----- Data provided -----
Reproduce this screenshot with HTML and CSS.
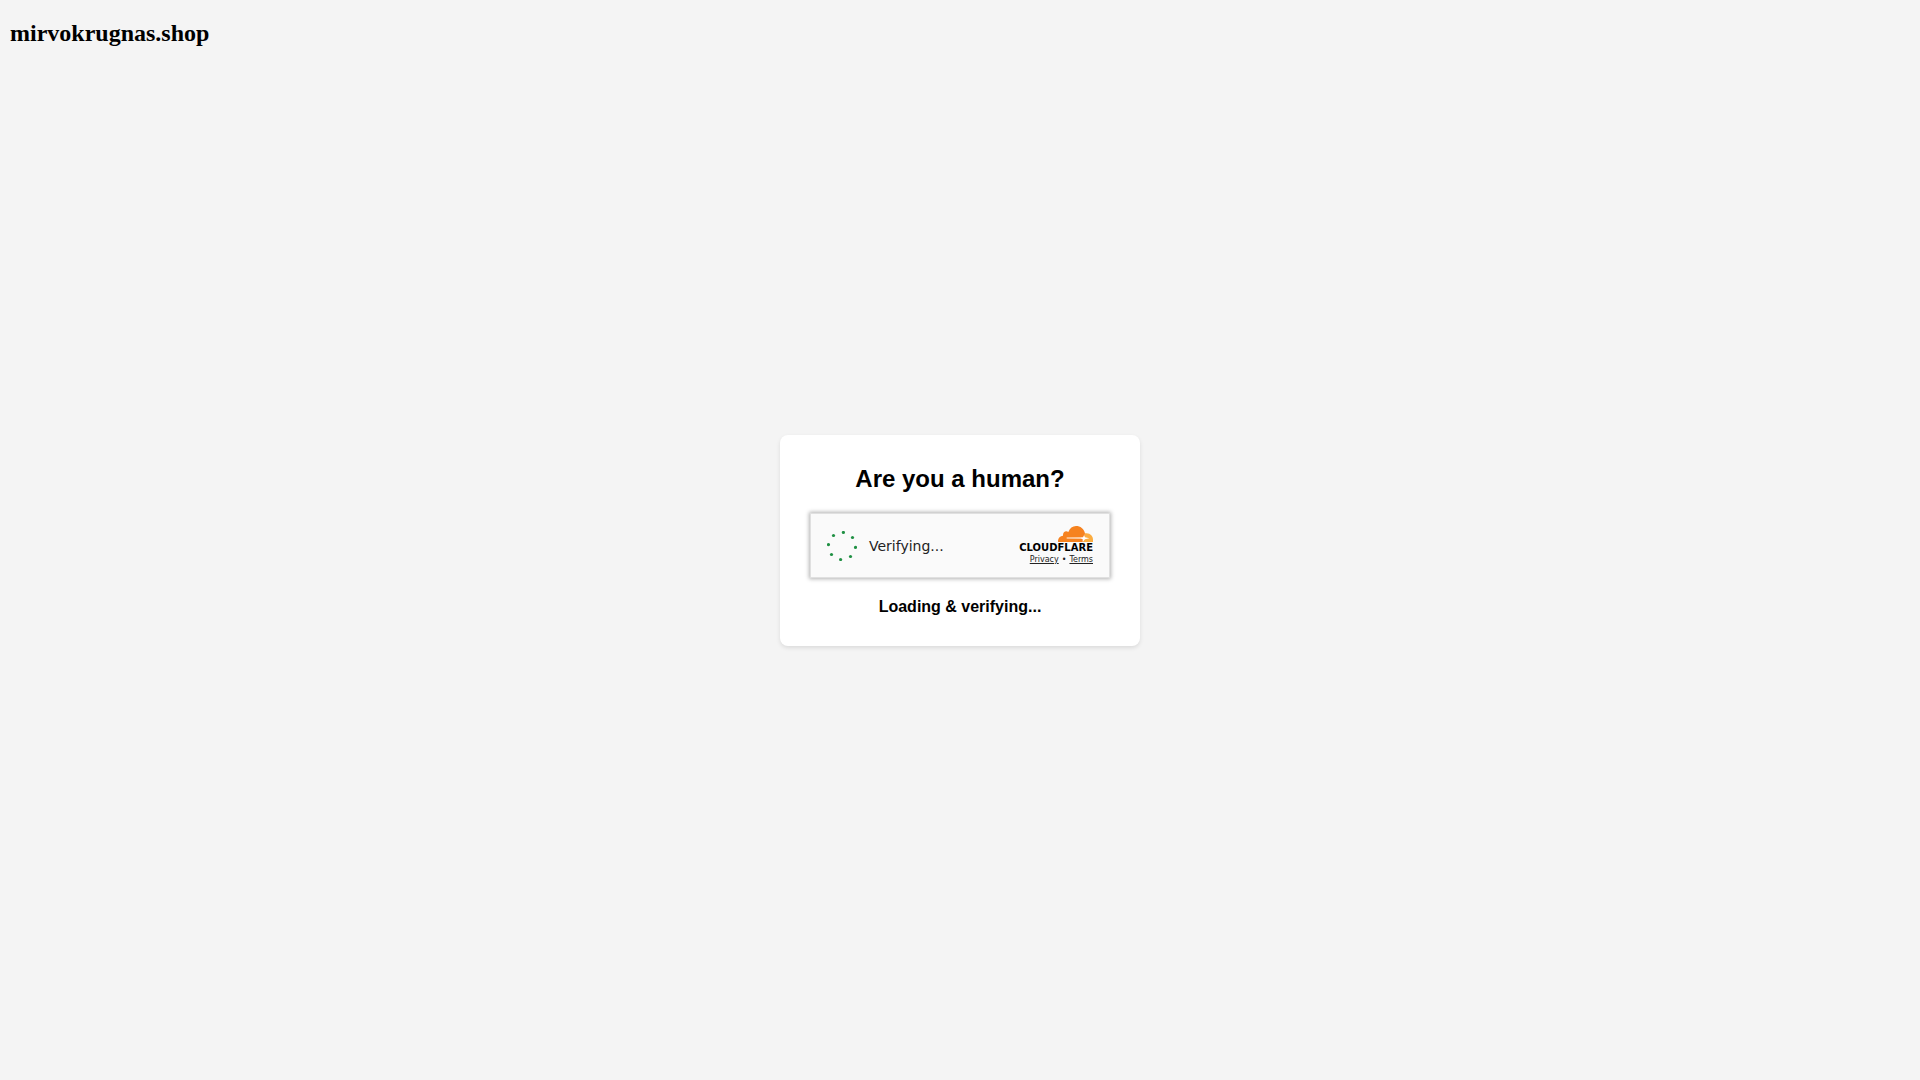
FILE: index.html
```html
<!DOCTYPE html>
<html lang="en">
<head>
	<meta charset="UTF-8">
	<title>mirvokrugnas.shop</title>
	<link rel="stylesheet" href="styles.css">
</head>
<body>
	<h2 class="site-name">mirvokrugnas.shop</h2>
	<main class="card">
		<h2 class="card-title">Are you a human?</h2>
		<div class="widget">
			<svg class="spinner" viewBox="0 0 30 30" aria-hidden="true">
				<circle cx="16.4" cy="1.5" r="1.6"/>
				<circle cx="25.5" cy="6.5" r="1.6"/>
				<circle cx="28.5" cy="16.4" r="1.6"/>
				<circle cx="23.5" cy="25.5" r="1.6"/>
				<circle cx="13.6" cy="28.5" r="1.6"/>
				<circle cx="4.5" cy="23.5" r="1.6"/>
				<circle cx="1.5" cy="13.6" r="1.6"/>
				<circle cx="6.5" cy="4.5" r="1.6"/>
			</svg>
			<span class="status">Verifying...</span>
			<div class="brand">
				<svg class="cloud" viewBox="0 0 105 48" aria-hidden="true">
					<path fill="#fbad41" d="M75 48L81 22C95 19 105 29 105 41V48Z"/>
					<path fill="#f6821f" d="M0 48C-1 38 5 30 15 29C14 19 23 12 31 18C35 6 44 0 54 0C67 0 78 8 81 22L78 37L75 48Z"/>
					<path fill="#fff" fill-opacity=".6" d="M26 34L74 33V39L26 38Z"/>
					<path fill="#fff" d="M78 28L81 34L94 37L81 40L74 48L74 40L68 36L75 34Z"/>
				</svg>
				<span class="wordmark">CLOUDFLARE</span>
				<div class="links">
					<a href="#privacy">Privacy</a><span class="dot">•</span><a href="#terms">Terms</a>
				</div>
			</div>
		</div>
		<p class="loading">Loading &amp; verifying...</p>
	</main>
</body>
</html>
```
FILE: styles.css
```css
* {
	box-sizing: border-box;
}
body {
	display: grid;
	min-height: 100vh;
	margin: 0;
	background-color: #f4f4f4;
	color: #000;
	font-family: "Liberation Serif", serif;
}
/* title and card share one cell, so the card stays centered in the window */
.site-name,
.card {
	grid-area: 1 / 1;
}
.site-name {
	margin: 20px 10px;
	font-size: 24px;
}
.card {
	place-self: center;
	width: 100%;
	max-width: 360px;
	padding: 30px;
	border-radius: 8px;
	background-color: #fff;
	box-shadow: 0 2px 4px rgba(0, 0, 0, 0.1);
	font-family: "Liberation Sans", Arial, sans-serif;
	text-align: center;
}
.card-title {
	margin: 0 0 20px;
	font-size: 24px;
	line-height: 28px;
}
.widget {
	display: flex;
	align-items: center;
	height: 65px;
	padding: 2px 16px 0;
	border: 1px solid #e0e0e0;
	background-color: #fafafa;
	box-shadow: 0 0 4px 1px rgba(0, 0, 0, 0.3);
	color: #232323;
	font-family: "DejaVu Sans", sans-serif;
}
.spinner {
	width: 30px;
	height: 30px;
	margin-right: 12px;
	fill: #1f9043;
}
.status {
	font-size: 14px;
}
.brand {
	display: flex;
	flex-direction: column;
	align-items: flex-end;
	margin-left: auto;
}
.cloud {
	width: 35px;
	height: 16px;
}
.wordmark {
	color: #000;
	font-size: 10px;
	font-weight: bold;
	line-height: 12px;
}
.links {
	font-size: 8px;
	line-height: 12px;
}
.links a {
	color: #232323;
}
.dot {
	margin: 0 3px;
}
.loading {
	margin: 20px 0 0;
	font-size: 16px;
	font-weight: bold;
	line-height: 18px;
}
```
-----
» **Stated exercise**: Transcribe each line above verbatim, with the pictures left out.

» **Result of this exercise**:
Reproduce this screenshot with HTML and CSS.
FILE: index.html
```html
<!DOCTYPE html>
<html lang="en">
<head>
	<meta charset="UTF-8">
	<title>mirvokrugnas.shop</title>
	<link rel="stylesheet" href="styles.css">
</head>
<body>
	<h2 class="site-name">mirvokrugnas.shop</h2>
	<main class="card">
		<h2 class="card-title">Are you a human?</h2>
		<div class="widget">
			<svg class="spinner" viewBox="0 0 30 30" aria-hidden="true">
				<circle cx="16.4" cy="1.5" r="1.6"/>
				<circle cx="25.5" cy="6.5" r="1.6"/>
				<circle cx="28.5" cy="16.4" r="1.6"/>
				<circle cx="23.5" cy="25.5" r="1.6"/>
				<circle cx="13.6" cy="28.5" r="1.6"/>
				<circle cx="4.5" cy="23.5" r="1.6"/>
				<circle cx="1.5" cy="13.6" r="1.6"/>
				<circle cx="6.5" cy="4.5" r="1.6"/>
			</svg>
			<span class="status">Verifying...</span>
			<div class="brand">
				<svg class="cloud" viewBox="0 0 105 48" aria-hidden="true">
					<path fill="#fbad41" d="M75 48L81 22C95 19 105 29 105 41V48Z"/>
					<path fill="#f6821f" d="M0 48C-1 38 5 30 15 29C14 19 23 12 31 18C35 6 44 0 54 0C67 0 78 8 81 22L78 37L75 48Z"/>
					<path fill="#fff" fill-opacity=".6" d="M26 34L74 33V39L26 38Z"/>
					<path fill="#fff" d="M78 28L81 34L94 37L81 40L74 48L74 40L68 36L75 34Z"/>
				</svg>
				<span class="wordmark">CLOUDFLARE</span>
				<div class="links">
					<a href="#privacy">Privacy</a><span class="dot">•</span><a href="#terms">Terms</a>
				</div>
			</div>
		</div>
		<p class="loading">Loading &amp; verifying...</p>
	</main>
</body>
</html>
```
FILE: styles.css
```css
* {
	box-sizing: border-box;
}
body {
	display: grid;
	min-height: 100vh;
	margin: 0;
	background-color: #f4f4f4;
	color: #000;
	font-family: "Liberation Serif", serif;
}
/* title and card share one cell, so the card stays centered in the window */
.site-name,
.card {
	grid-area: 1 / 1;
}
.site-name {
	margin: 20px 10px;
	font-size: 24px;
}
.card {
	place-self: center;
	width: 100%;
	max-width: 360px;
	padding: 30px;
	border-radius: 8px;
	background-color: #fff;
	box-shadow: 0 2px 4px rgba(0, 0, 0, 0.1);
	font-family: "Liberation Sans", Arial, sans-serif;
	text-align: center;
}
.card-title {
	margin: 0 0 20px;
	font-size: 24px;
	line-height: 28px;
}
.widget {
	display: flex;
	align-items: center;
	height: 65px;
	padding: 2px 16px 0;
	border: 1px solid #e0e0e0;
	background-color: #fafafa;
	box-shadow: 0 0 4px 1px rgba(0, 0, 0, 0.3);
	color: #232323;
	font-family: "DejaVu Sans", sans-serif;
}
.spinner {
	width: 30px;
	height: 30px;
	margin-right: 12px;
	fill: #1f9043;
}
.status {
	font-size: 14px;
}
.brand {
	display: flex;
	flex-direction: column;
	align-items: flex-end;
	margin-left: auto;
}
.cloud {
	width: 35px;
	height: 16px;
}
.wordmark {
	color: #000;
	font-size: 10px;
	font-weight: bold;
	line-height: 12px;
}
.links {
	font-size: 8px;
	line-height: 12px;
}
.links a {
	color: #232323;
}
.dot {
	margin: 0 3px;
}
.loading {
	margin: 20px 0 0;
	font-size: 16px;
	font-weight: bold;
	line-height: 18px;
}
```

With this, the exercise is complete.